A resurgence in popularity occurred in 2021 when Lisa Frank's 21-year-old son Forrest Green took over as Director of Business Development, starting by managing the company's Instagram account during the COVID-19 pandemic as a student at UCLA, with the marketing strategy of presenting the Lisa Frank brand as a lifestyle. Since gaining over 700,000 followers, the company has made strategic partnerships with popular brands such as Morphe, Pillsbury, and Crocs to create products for nostalgic consumers.

==Collaborations and influence==
LFI's collaboration with Urban Outfitters in 2012 launched renewed interest in the company. Urban Outfitters sells 1990s Lisa Frank merchandise on its website. Frank said that Lisa Frank Incorporated saves ten copies of every product they have ever made, and Urban Outfitters sells many reproductions of their vintage products. Urban Outfitters did a video interview with Lisa Frank to promote their collaboration with her brand. The interview video featured a brief clip from a 1993 Lisa Frank commercial featuring a ten-year-old Mila Kunis. Lisa Frank Inc. was featured in Jeremy Scott's fall 2012 runway show in the form of a midriff corset covered in Lisa Frank stickers. In November 2020, Lisa Frank partnered with Morphe to launch Morphe x Lisa Frank, an eye shadow palette decorated with Lisa Frank characters.

Vaporwave artist Macintosh Plus named a song after Frank, "リサフランク420 / 現代のコンピュー" (translating to "Lisa Frank 420 / Modern Computing"). The song was the leading single of her 2011 album Floral Shoppe. In December 2021, Pillsbury and Lisa Frank produced the limited-edition Lisa Frank-branded unicorn-shaped sugar cookie dough.

In 2025, Lisa Frank collaborated with singer Zara Larsson on a limited edition CD album cover.

==Criticisms and controversies==
A 2010 SF Weekly article criticized the sexualization of Lisa Frank characters. The article speculated that the brand, following trends for a "sexy" appeal in children's toys, abandoned the "classic" Lisa Frank animal characters for sexual Bratz doll imitations.

In 2024, a four-part documentary series titled Glitter and Greed: the Lisa Frank Story was released by Amazon Prime Video.
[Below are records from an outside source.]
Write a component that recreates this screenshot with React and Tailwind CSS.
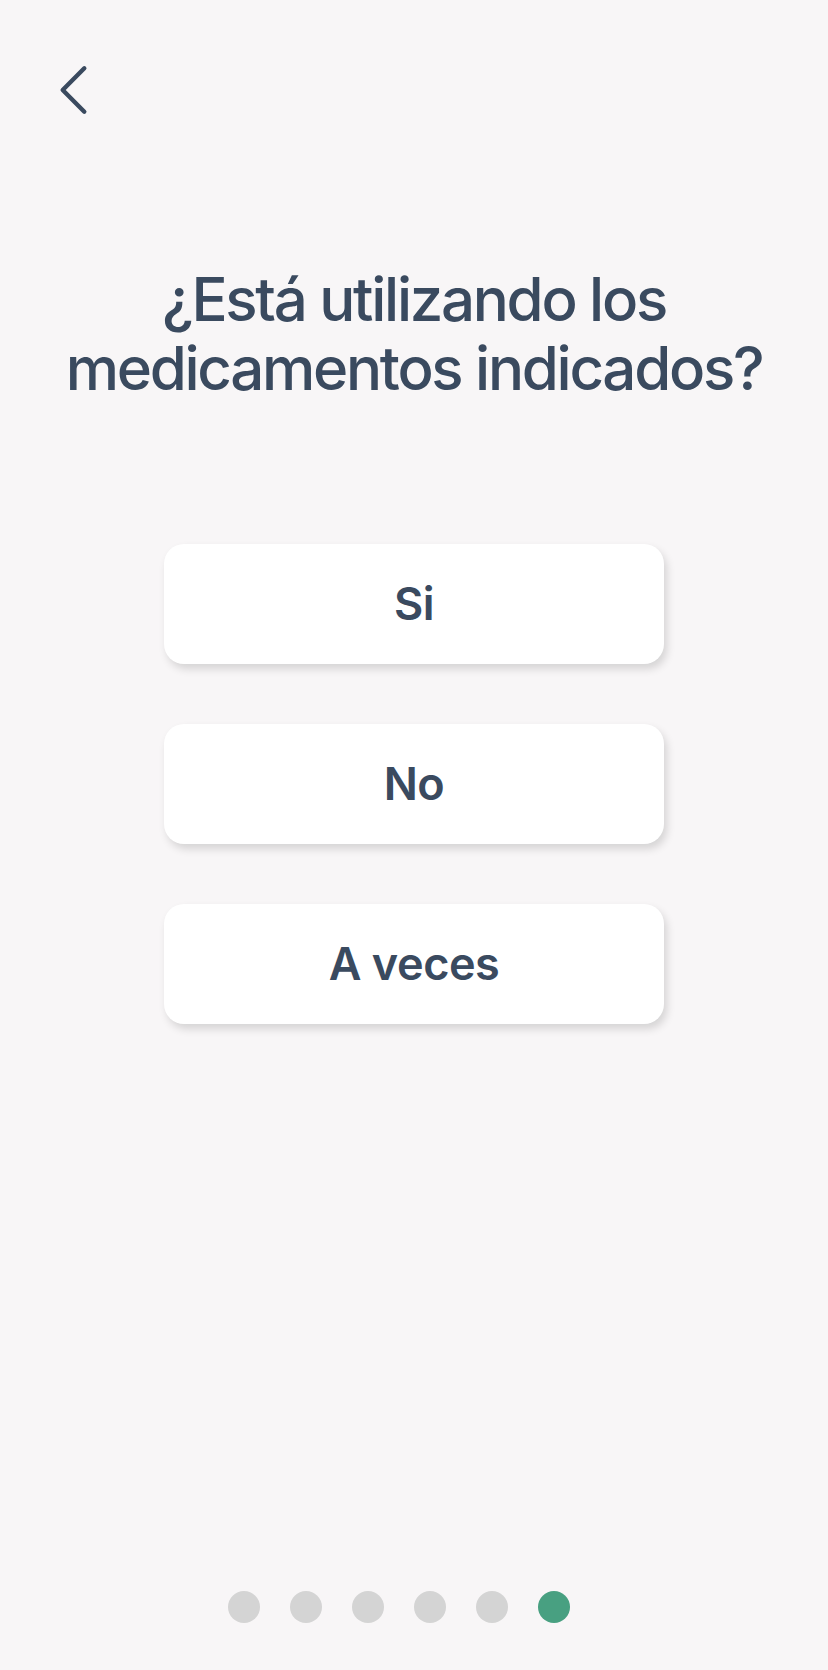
import React from 'react';

const options = ['Si', 'No', 'A veces'];

const BackChevron = () => (
  <svg width="30" height="52" viewBox="0 0 30 52" fill="none" className="block">
    <path d="M26.3 4.3 L4.7 26 L26.3 47.7" stroke="#3a4a5f" strokeWidth="4.4" strokeLinecap="round" strokeLinejoin="round" />
  </svg>
);

export default function App() {
  return (
    <div className="w-full h-[1670px] bg-[#f8f6f7] flex flex-col text-[#3a4a5f]" style={{ fontFamily: 'Inter, "Noto Sans", sans-serif' }}>
      {/* header */}
      <div className="pt-[64px] pl-[58px]">
        <button className="p-0 block">
          <BackChevron />
        </button>
      </div>

      {/* question */}
      <h1 className="mt-[149px] px-[40px] text-center text-[60px] leading-[69px] font-medium tracking-[-0.038em]">
        ¿Está utilizando los
        <br />
        medicamentos indicados?
      </h1>

      {/* answers */}
      <div className="mt-[141px] flex flex-col items-center gap-[60px]">
        {options.map((o) => (
          <button
            key={o}
            className="w-[500px] h-[120px] rounded-[20px] bg-white flex items-center justify-center text-[45px] font-semibold tracking-[-0.01em] shadow-[3px_5px_8px_rgba(0,0,0,0.14)]"
          >
            {o}
          </button>
        ))}
      </div>

      {/* progress dots */}
      <div className="mt-auto pb-[47px] flex justify-center gap-[30px] pr-[30px]">
        {[0, 1, 2, 3, 4].map((i) => (
          <span key={i} className="w-[32px] h-[32px] rounded-full bg-[#d4d4d4]" />
        ))}
        <span className="w-[32px] h-[32px] rounded-full bg-[#48a081]" />
      </div>
    </div>
  );
}
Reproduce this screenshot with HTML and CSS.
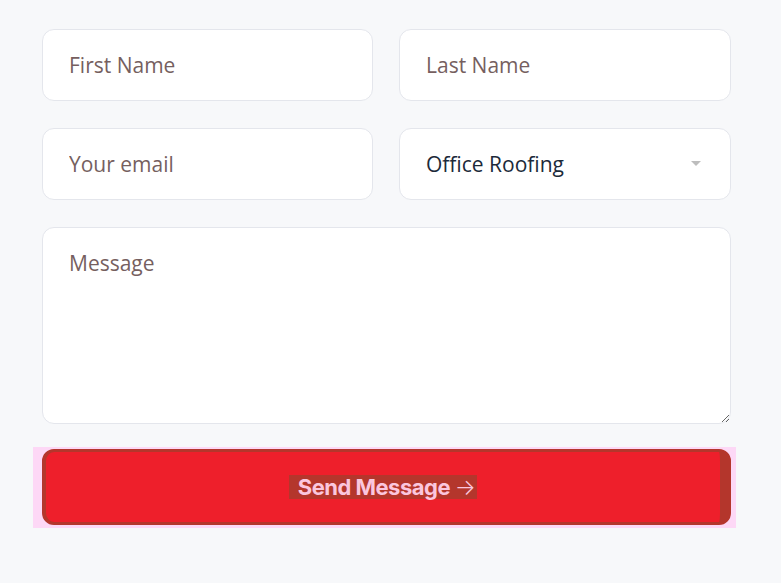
FILE: index.html
```html
<html>
  <head>
    <title>Contact</title>
    <link rel="stylesheet" href="styles.css">
  </head>
  <body>
    <form class="contact-form">
      <input class="field" type="text" placeholder="First Name">
      <input class="field" type="text" placeholder="Last Name">
      <input class="field" type="email" placeholder="Your email">
      <div class="select-wrap">
        <select class="field select">
          <option>Office Roofing</option>
          <option>Home Roofing</option>
        </select>
      </div>
      <textarea class="field message" placeholder="Message"></textarea>
      <div class="btn-wrap">
        <button class="send" type="button"><span class="send-label">Send Message <span class="arrow">&rarr;</span></span></button>
      </div>
    </form>
  </body>
</html>
```
FILE: styles.css
```css
body {
  margin: 0;
  background: #f7f8fa;
  font-family: "Open Sans", "Noto Sans", sans-serif;
}

.contact-form {
  display: grid;
  grid-template-columns: 331px 332px;
  column-gap: 26px;
  row-gap: 27px;
  padding: 29px 0 0 42px;
  width: 689px;
}

.field {
  box-sizing: border-box;
  height: 72px;
  width: 100%;
  border: 1px solid #e4e6ec;
  border-radius: 12px;
  background: #fff;
  padding: 0 26px;
  font-family: "Open Sans", sans-serif;
  font-size: 21px;
  color: #1c2a3a;
  outline: none;
}

.field::placeholder {
  color: #765f5f;
}

.select-wrap {
  position: relative;
}

.select {
  -webkit-appearance: none;
  appearance: none;
}

.select-wrap::after {
  content: "";
  position: absolute;
  right: 30px;
  top: 33px;
  border-left: 5px solid transparent;
  border-right: 5px solid transparent;
  border-top: 5px solid #bdbdbd;
}

.message {
  grid-column: span 2;
  height: 197px;
  padding-top: 21px;
  resize: vertical;
}

.btn-wrap {
  grid-column: span 2;
  margin: -4px -5px 0 -9px;
  padding: 2px 5px 3px 9px;
  background: #fdd8f6;
}

.send {
  display: flex;
  align-items: center;
  justify-content: center;
  box-sizing: border-box;
  width: 100%;
  height: 76px;
  background: #ee1f2b;
  border-style: solid;
  border-color: #b4362c;
  border-width: 3px 11px 3px 4px;
  border-radius: 12px;
  cursor: pointer;
  padding: 0;
}

.send-label {
  background: #b4362c;
  color: #fbc6de;
  font-family: Inter, "Noto Sans", sans-serif;
  font-size: 22px;
  font-weight: 700;
  letter-spacing: -0.5px;
  padding: 0 2px 0 9px;
  line-height: 24px;
}

.arrow {
  font-weight: 300;
}
```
The documentary series featured interviews from over twenty journalists and former Lisa Frank Incorporated employees, including former CEO—and founder Lisa Frank's ex-husband—James Green. In the series, former employees characterized Lisa Frank Incorporated as an abusive and grueling work environment. The company was described as a "Rainbow Gulag", and former employees recalled being punished and fired for leaving work early. James Green denied ruling the company as a "tyrant", instead saying that the true "tyrant" was Lisa Frank herself.